Sabahları mümkün olduğunca toplu taşıma aracını kullanıyorum. Sabah belli saatte kırmızı elektriklilerden birini bekliyorum. Manulaşın uygulamasını yaptığı novigasyon programıyla telefondan takip edip o saatte durakta oluyorum..
Bu program büyük kolaylık ve rahatlık benim beklediğim durağa varış saati bir iki dakika yanılmayla geliyor. Manulaşın otobüsü, karbon salınımsız, çevreci, %100 elektrikli, (ama bugünlerde elektrik faturaları onları da vurmuş olmalı ki rengi yine kırmızı ama mazotlu, kısa boylu olanı sıkça gelmeye başladı.) Novigasyon takip sistemi var, durağa varış saati belli, tam bir Avrupa. Geçen senelerde yolcuya bazen dayı! diyen şoförler olmasına rağmen yolcular da şoförler de bu modern sisteme uymuş. Otobüsü yolcuya rahatsız etmeyecek şekilde sürmek, güler yüz göstermek, yardımcı olacak şekilde kapı ağzında, “Oraya gider mi? Şuradan geçer mi? diyerek soranlara sakince cevap vermek ile sürücülerin yakın davranışları seyahati daha konforlu ve stressiz hale getirmiş. Ulusal haberlerde izliyoruz. İtişip kakışan, maskesiz otobüsten inmeyen, şoföre yumruk atan olaylardan azade sakince durağımıza ulaşıyoruz.
Bu sabah engelli ve normal çocuğu ile bir anne bindiler elektriksiz kırmızı otobüse. İnerlerken dikkatimi çekti anne otobüsün engelli rampasını kolaylıkla açtı engelli çocuğunu indirip rampayı kapattı. Şoför kornayı çalarak teşekkür etti, anne de kendisine teşekkür anlamında çalınan bu jeste elini kaldırarak teşekkür etti hem de elini aynada gösterecek şekilde kaldırmıştı. Şoför rampayı açmak için sürücü koltuğundan bir hamle yapmıştı ama anne ondan önce davranmıştı. Demek ki bu olay her zaman olduğu için anne tecrübeliydi.
İletişim ve etkileşim ile anlayışlı ve modern toplumlar sosyal hayatın her anında eğitilerek gelişir.
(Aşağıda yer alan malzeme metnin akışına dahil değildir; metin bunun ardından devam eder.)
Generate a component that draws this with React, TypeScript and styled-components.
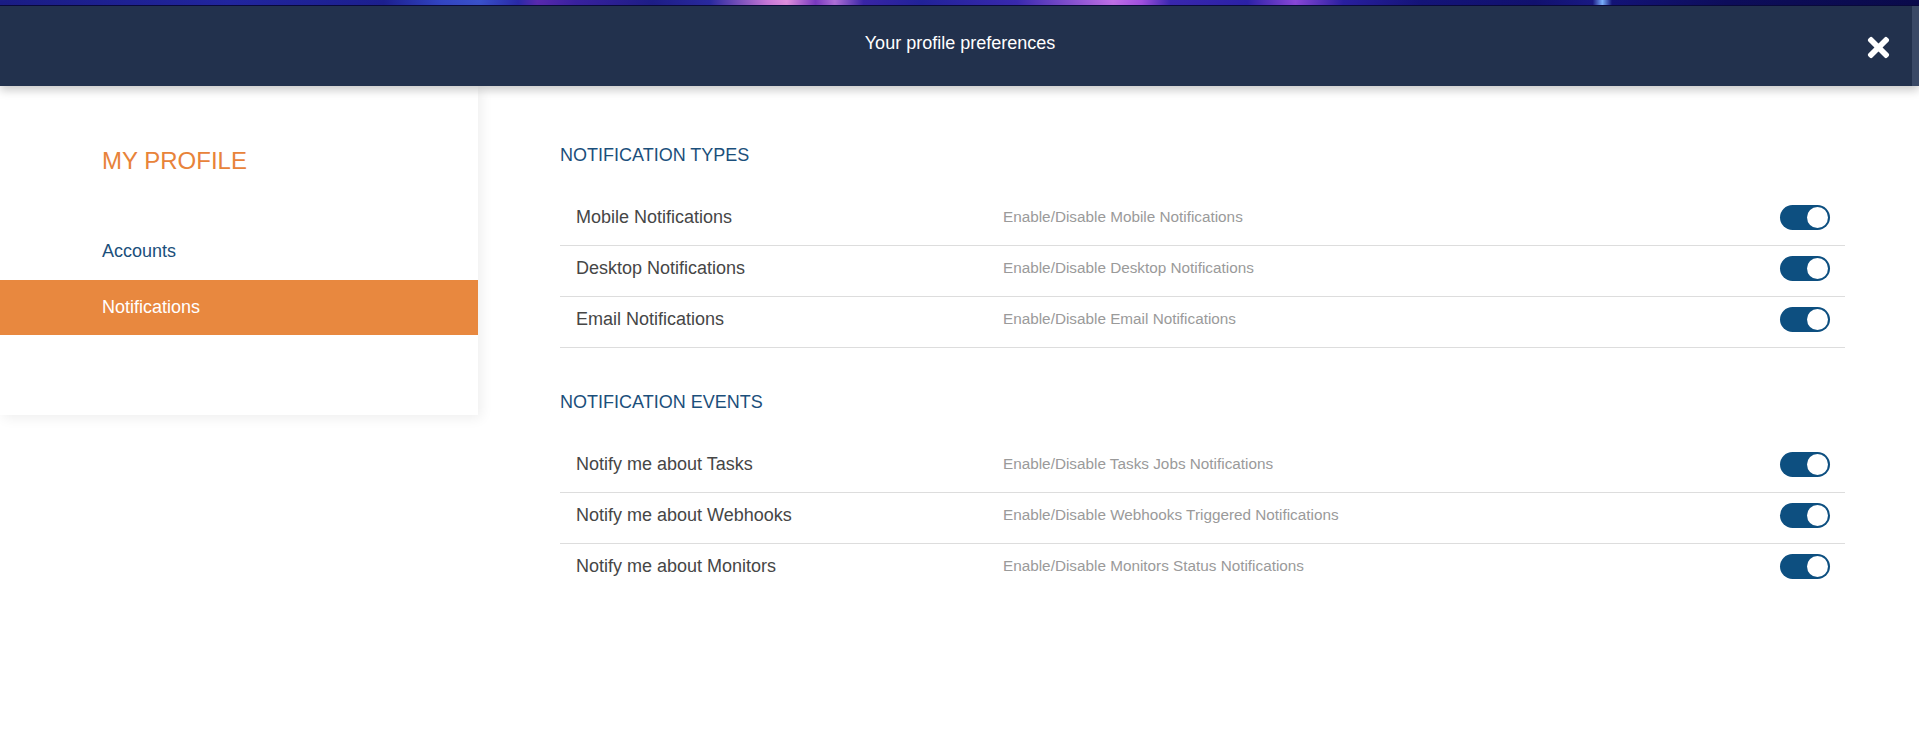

Benim çocukluğum zamanında fötr şapka giyen ki Atatürk devrimlerine saygılı, aristokrat demeyeyim ama yol yöntem bilen görgülü kimseler fötr şapkasını çıkarır gibi yaparak elini şapkasına götürür reverans yapar gibi selam verirlerdi. Bu centilmen davranışın karşısındaki kimse de şapkası olmasa da saygılı bir şekilde mukabele ederdi. Yere tükürmek, küfretmek, yüksek sesle konuşmak gibi çok basitte olsa bu kurallara her zaman riayet edilirdi.
Yaşadığımız toplumda, topluluklarda riayet edeceğimiz bir çok kural vardır. Kural olmasa da adına adab-ı muaşeret dediğimiz insanların bir arada yaşadığı ortamlarda saygı açısından yapılması veya yapılmaması gereken davranışlar yumağı vardır.
Selamlaşma ve yardımlaşma önde gelen en önemli iletişim kurallarıdır. Otobüs durağına geldiğinizde, kuyruğa girdiğinizde, kaldırımda geçmesine izin verdiğinizde, parkta birinin oturduğu banka oturmak istediğinizde… Hafif bir tebessüm, sakin mütebessim bir şekilde merhaba diyerek samimiyetinizi göstermek, güven vermek, dostça yaklaşmak, iletişim kurmak için yeter de artar bile.
“Tatlı dil güler yüz yılanı deliğinden çıkarır.”